23. Charge No. 6 was basically based on hearsay statement and it  

is difficult to assume as to whether enquiry could be held on such a  

vague charge.  The Charge No. 6 does not reveal as who was the  

person  who  had  been  asked  by  the  respondent  to  pay  1%  

commission  for   payment  of  pay  allowances.   It  is  an  admitted  

position that if  a charge of  corruption is  proved,  no punishment  

other that dismissal can be awarded.

24. In Municipal Committee, Bahadurgarh v.

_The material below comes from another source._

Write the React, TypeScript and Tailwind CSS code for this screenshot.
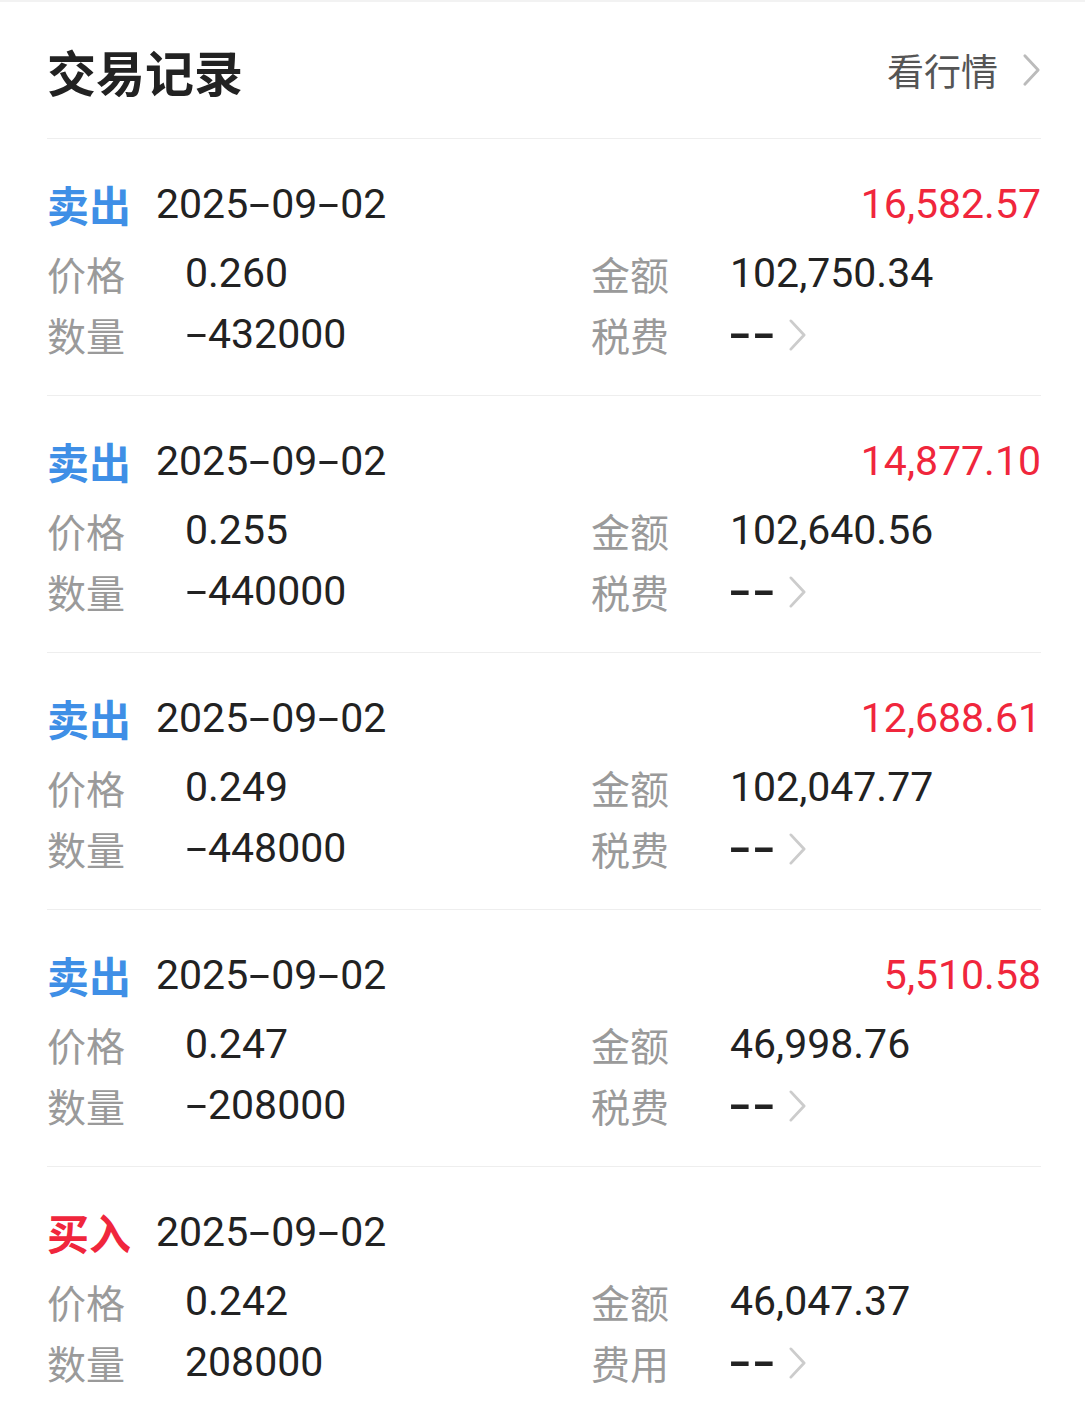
import React from "react";

type Rec = {
  side: "卖出" | "买入";
  date: string;
  profit?: string;
  price: string;
  qty: string;
  amount: string;
  feeLabel: string;
};

const records: Rec[] = [
  { side: "卖出", date: "2025-09-02", profit: "16,582.57", price: "0.260", qty: "-432000", amount: "102,750.34", feeLabel: "税费" },
  { side: "卖出", date: "2025-09-02", profit: "14,877.10", price: "0.255", qty: "-440000", amount: "102,640.56", feeLabel: "税费" },
  { side: "卖出", date: "2025-09-02", profit: "12,688.61", price: "0.249", qty: "-448000", amount: "102,047.77", feeLabel: "税费" },
  { side: "卖出", date: "2025-09-02", profit: "5,510.58", price: "0.247", qty: "-208000", amount: "46,998.76", feeLabel: "税费" },
  { side: "买入", date: "2025-09-02", price: "0.242", qty: "208000", amount: "46,047.37", feeLabel: "费用" },
];

const cjk = "font-['Noto_Sans_CJK_SC','Noto_Sans',sans-serif]";
const num = "font-['Roboto','Noto_Sans_CJK_SC',sans-serif]";

function Chevron({ className }: { className?: string }) {
  return (
    <svg viewBox="0 0 20 34" className={className} fill="none">
      <path d="M3 2 L17 17 L3 32" stroke="currentColor" strokeWidth="3" strokeLinecap="round" strokeLinejoin="round" />
    </svg>
  );
}

// Renders hyphens as wide dashes like the DIN-style font in the original
function Num({ text, className }: { text: string; className?: string }) {
  const parts = text.split(/(-)/);
  return (
    <span className={`${num} text-[41px] leading-none ${className ?? ""}`}>
      {parts.map((p, i) =>
        p === "-" ? (
          <span key={i} className="inline-block w-[23px] text-center scale-x-[1.85]">-</span>
        ) : (
          <React.Fragment key={i}>{p}</React.Fragment>
        )
      )}
    </span>
  );
}

function Dashes() {
  return (
    <span className={`${num} flex items-center gap-[4px] text-[41px] font-bold leading-none text-[#222222]`}>
      <span className="inline-block w-[20px] text-center scale-x-[1.55]">-</span>
      <span className="inline-block w-[20px] text-center scale-x-[1.55]">-</span>
    </span>
  );
}

function Card({ r, last }: { r: Rec; last: boolean }) {
  const sell = r.side === "卖出";
  return (
    <div className={`pt-[41px] ${last ? "pb-[18px]" : "pb-[30px] border-b border-[#eeeeee]"}`}>
      <div className="flex h-[48px] items-center justify-between">
        <div className="flex items-center">
          <span className={`${cjk} text-[42px] font-bold leading-none ${sell ? "text-[#3f8fe6]" : "text-[#f0263c]"}`}>{r.side}</span>
          <Num text={r.date} className="ml-[25px] text-[#222222]" />
        </div>
        {r.profit && <Num text={r.profit} className="text-[#f0263c]" />}
      </div>
      <div className="mt-[15px] grid grid-cols-[544px_1fr]">
        <div className="flex h-[61px] items-center">
          <span className={`${cjk} w-[138px] text-[39px] leading-none text-[#9a9a9a]`}>价格</span>
          <Num text={r.price} className="text-[#222222]" />
        </div>
        <div className="flex h-[61px] items-center">
          <span className={`${cjk} w-[139px] text-[39px] leading-none text-[#9a9a9a]`}>金额</span>
          <Num text={r.amount} className="text-[#222222]" />
        </div>
        <div className="flex h-[61px] items-center">
          <span className={`${cjk} w-[138px] text-[39px] leading-none text-[#9a9a9a]`}>数量</span>
          <Num text={r.qty} className="text-[#222222]" />
        </div>
        <div className="flex h-[61px] items-center">
          <span className={`${cjk} w-[139px] text-[39px] leading-none text-[#9a9a9a]`}>{r.feeLabel}</span>
          <Dashes />
          <Chevron className="ml-[14px] h-[32px] w-[19px] text-[#cccccc]" />
        </div>
      </div>
    </div>
  );
}

export default function App() {
  return (
    <div className="w-[1085px] min-h-[1410px] bg-white">
      <div className="h-[2px] bg-[#f2f2f2]" />
      <div className="pl-[47px] pr-[44px]">
        <div className="flex h-[137px] items-center justify-between border-b border-[#eeeeee]">
          <span className={`${cjk} text-[49px] font-bold leading-none text-[#222222]`}>交易记录</span>
          <div className="flex items-center">
            <span className={`${cjk} text-[37px] leading-none text-[#555555]`}>看行情</span>
            <Chevron className="ml-[24px] h-[34px] w-[19px] text-[#bbbbbb]" />
          </div>
        </div>
        {records.map((r, i) => (
          <Card key={i} r={r} last={i === records.length - 1} />
        ))}
      </div>
    </div>
  );
}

Krishnan Bihari &  

Ors., AIR 1996 SC 1249, this Court held as under:

“In a case of such nature – indeed, in cases involving corruption –   there cannot be any other punishment than dismissal.  Any sympathy   shown  in  such cases  is  totally  uncalled  for and opposed to public  interest.  The amount misappropriated may be small or large; it is the   act of misappropriation that is relevant.”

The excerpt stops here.